◆ EXERCISE DETAILS:
Each line of the listing that contains the word "React" is to be copied.

◆ INPUT MATERIAL:
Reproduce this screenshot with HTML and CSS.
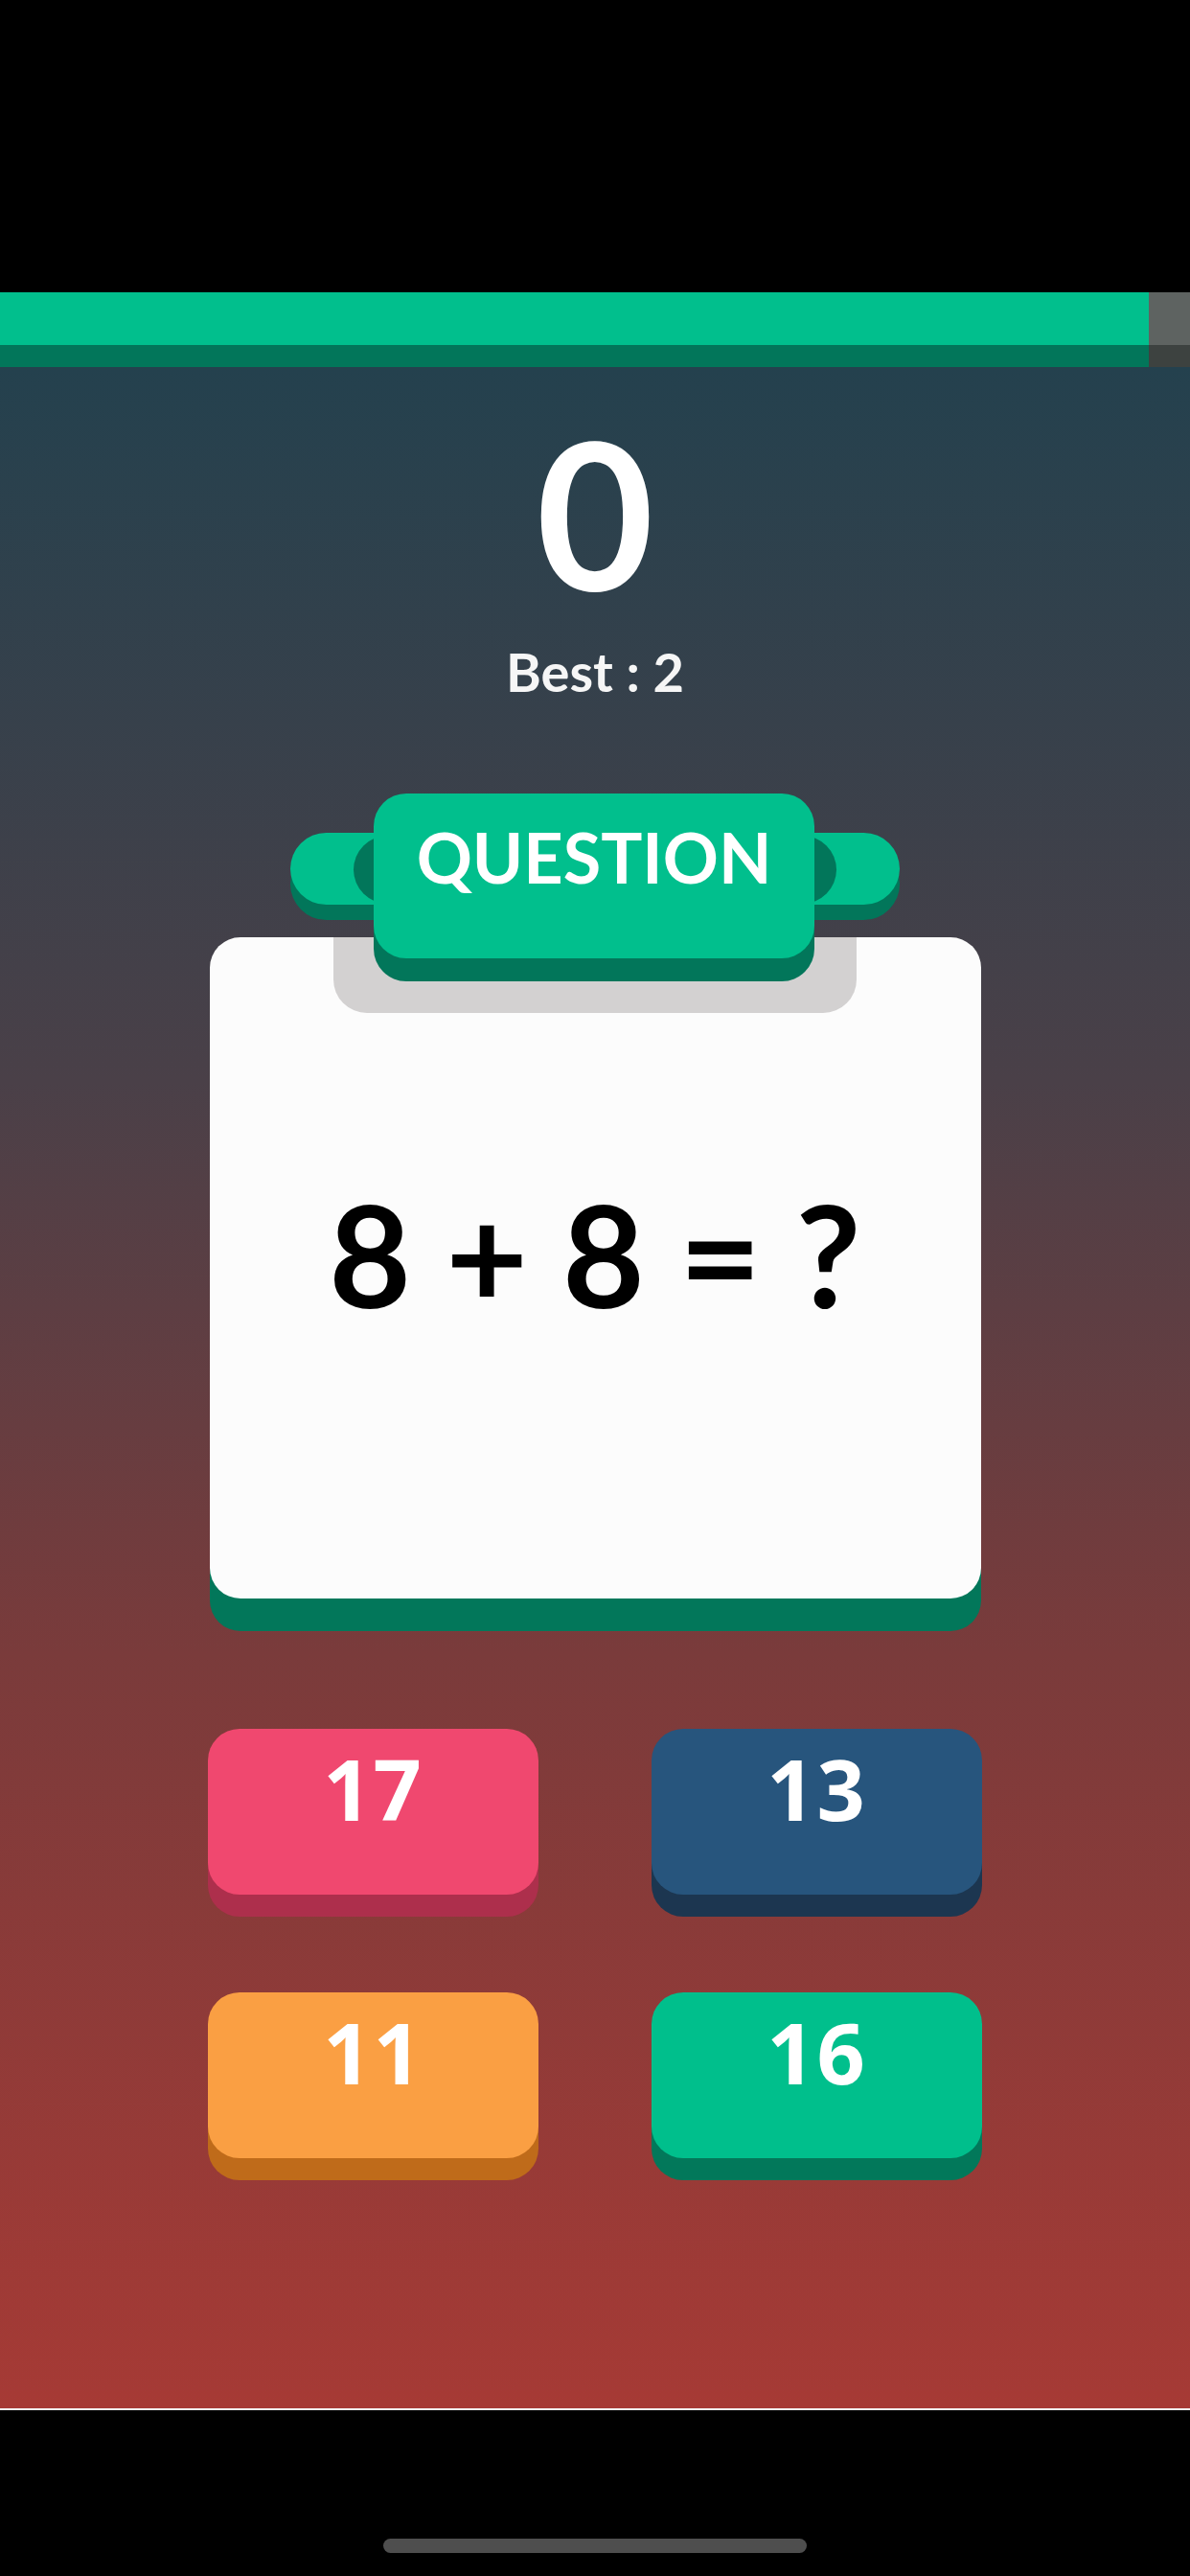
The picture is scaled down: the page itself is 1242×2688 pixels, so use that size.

...

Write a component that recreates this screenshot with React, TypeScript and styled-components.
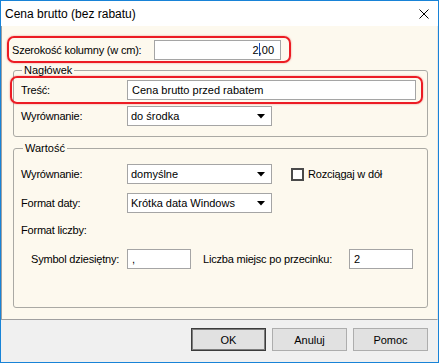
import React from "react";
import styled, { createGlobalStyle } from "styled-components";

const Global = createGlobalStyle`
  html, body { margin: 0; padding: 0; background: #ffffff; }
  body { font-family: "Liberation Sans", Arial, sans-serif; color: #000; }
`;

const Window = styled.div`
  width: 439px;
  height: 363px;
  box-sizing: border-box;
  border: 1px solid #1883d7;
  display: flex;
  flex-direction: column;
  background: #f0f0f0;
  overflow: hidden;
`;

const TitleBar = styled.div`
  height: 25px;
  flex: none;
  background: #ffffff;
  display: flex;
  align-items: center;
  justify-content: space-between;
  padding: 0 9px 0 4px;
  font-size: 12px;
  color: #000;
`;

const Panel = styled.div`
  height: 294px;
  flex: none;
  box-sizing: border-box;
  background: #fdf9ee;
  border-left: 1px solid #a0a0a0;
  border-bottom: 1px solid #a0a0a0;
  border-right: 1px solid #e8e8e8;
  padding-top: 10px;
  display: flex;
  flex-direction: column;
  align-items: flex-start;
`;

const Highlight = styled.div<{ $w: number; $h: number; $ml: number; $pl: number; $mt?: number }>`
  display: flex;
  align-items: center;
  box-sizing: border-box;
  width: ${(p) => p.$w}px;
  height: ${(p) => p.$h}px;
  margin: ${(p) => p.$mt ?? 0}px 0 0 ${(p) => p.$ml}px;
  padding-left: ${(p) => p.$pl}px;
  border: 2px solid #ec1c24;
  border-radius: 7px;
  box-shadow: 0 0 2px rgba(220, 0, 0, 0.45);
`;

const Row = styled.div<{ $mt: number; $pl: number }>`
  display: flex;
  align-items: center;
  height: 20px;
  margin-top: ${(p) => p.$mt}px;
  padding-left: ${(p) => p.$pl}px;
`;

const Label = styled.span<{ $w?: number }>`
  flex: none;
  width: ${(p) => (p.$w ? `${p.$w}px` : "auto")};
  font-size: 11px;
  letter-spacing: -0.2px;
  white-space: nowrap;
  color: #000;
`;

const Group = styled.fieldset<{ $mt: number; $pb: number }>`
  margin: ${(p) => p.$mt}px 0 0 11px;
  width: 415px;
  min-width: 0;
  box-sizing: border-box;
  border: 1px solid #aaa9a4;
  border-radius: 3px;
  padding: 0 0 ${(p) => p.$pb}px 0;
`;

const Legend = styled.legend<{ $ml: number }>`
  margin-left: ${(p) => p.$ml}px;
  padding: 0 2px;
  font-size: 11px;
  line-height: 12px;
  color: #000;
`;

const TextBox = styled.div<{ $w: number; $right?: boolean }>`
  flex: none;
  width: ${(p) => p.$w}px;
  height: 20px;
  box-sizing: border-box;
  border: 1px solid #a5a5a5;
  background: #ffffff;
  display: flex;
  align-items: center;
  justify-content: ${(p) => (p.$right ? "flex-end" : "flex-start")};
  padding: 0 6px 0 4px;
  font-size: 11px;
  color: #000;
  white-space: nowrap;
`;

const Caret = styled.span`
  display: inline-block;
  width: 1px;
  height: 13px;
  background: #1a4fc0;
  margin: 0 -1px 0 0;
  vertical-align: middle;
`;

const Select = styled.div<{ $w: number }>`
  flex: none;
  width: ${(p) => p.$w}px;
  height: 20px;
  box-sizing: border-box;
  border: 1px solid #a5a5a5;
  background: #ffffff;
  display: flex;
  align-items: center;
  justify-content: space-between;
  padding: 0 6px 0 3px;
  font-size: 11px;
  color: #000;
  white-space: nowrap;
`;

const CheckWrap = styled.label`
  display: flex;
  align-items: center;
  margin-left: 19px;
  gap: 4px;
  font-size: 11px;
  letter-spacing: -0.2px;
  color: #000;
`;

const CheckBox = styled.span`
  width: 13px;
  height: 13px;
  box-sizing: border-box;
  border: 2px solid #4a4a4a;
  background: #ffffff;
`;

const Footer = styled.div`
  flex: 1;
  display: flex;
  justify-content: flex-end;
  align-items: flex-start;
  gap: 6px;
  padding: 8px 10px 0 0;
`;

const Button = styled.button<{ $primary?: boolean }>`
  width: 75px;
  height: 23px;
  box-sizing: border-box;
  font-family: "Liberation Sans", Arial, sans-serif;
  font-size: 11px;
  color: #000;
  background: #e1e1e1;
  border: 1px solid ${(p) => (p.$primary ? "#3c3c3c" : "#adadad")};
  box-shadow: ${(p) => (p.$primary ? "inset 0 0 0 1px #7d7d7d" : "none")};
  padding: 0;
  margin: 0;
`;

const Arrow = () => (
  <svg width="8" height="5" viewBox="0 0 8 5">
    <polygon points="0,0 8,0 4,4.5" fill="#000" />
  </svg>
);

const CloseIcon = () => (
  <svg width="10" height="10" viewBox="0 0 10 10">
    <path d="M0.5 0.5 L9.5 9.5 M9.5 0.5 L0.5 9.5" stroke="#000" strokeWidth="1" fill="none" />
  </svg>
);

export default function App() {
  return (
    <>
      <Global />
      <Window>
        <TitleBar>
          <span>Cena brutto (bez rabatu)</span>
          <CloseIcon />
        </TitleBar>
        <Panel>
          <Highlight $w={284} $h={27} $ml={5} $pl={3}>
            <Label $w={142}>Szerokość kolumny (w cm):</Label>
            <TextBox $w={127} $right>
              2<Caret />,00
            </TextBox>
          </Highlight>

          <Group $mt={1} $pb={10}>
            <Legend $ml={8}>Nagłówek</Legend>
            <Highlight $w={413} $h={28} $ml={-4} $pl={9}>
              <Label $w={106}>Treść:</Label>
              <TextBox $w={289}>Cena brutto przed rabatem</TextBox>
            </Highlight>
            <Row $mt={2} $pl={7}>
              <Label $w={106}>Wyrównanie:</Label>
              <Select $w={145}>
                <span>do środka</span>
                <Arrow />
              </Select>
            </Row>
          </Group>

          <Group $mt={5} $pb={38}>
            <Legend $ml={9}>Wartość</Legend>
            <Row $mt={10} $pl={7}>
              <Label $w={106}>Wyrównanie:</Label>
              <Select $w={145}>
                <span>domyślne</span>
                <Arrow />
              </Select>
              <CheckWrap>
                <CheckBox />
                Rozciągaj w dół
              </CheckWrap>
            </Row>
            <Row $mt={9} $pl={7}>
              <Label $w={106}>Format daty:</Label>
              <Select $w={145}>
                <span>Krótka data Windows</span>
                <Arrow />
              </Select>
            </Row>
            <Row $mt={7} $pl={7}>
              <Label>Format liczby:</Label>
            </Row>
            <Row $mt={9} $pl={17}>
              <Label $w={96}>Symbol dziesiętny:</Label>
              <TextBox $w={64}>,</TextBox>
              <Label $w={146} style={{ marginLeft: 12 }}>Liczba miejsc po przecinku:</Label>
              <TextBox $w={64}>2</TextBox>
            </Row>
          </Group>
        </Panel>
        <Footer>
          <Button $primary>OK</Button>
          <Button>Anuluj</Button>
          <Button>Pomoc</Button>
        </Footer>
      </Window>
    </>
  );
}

◆ THE OUTPUT:
Write a component that recreates this screenshot with React, TypeScript and styled-components.
import React from "react";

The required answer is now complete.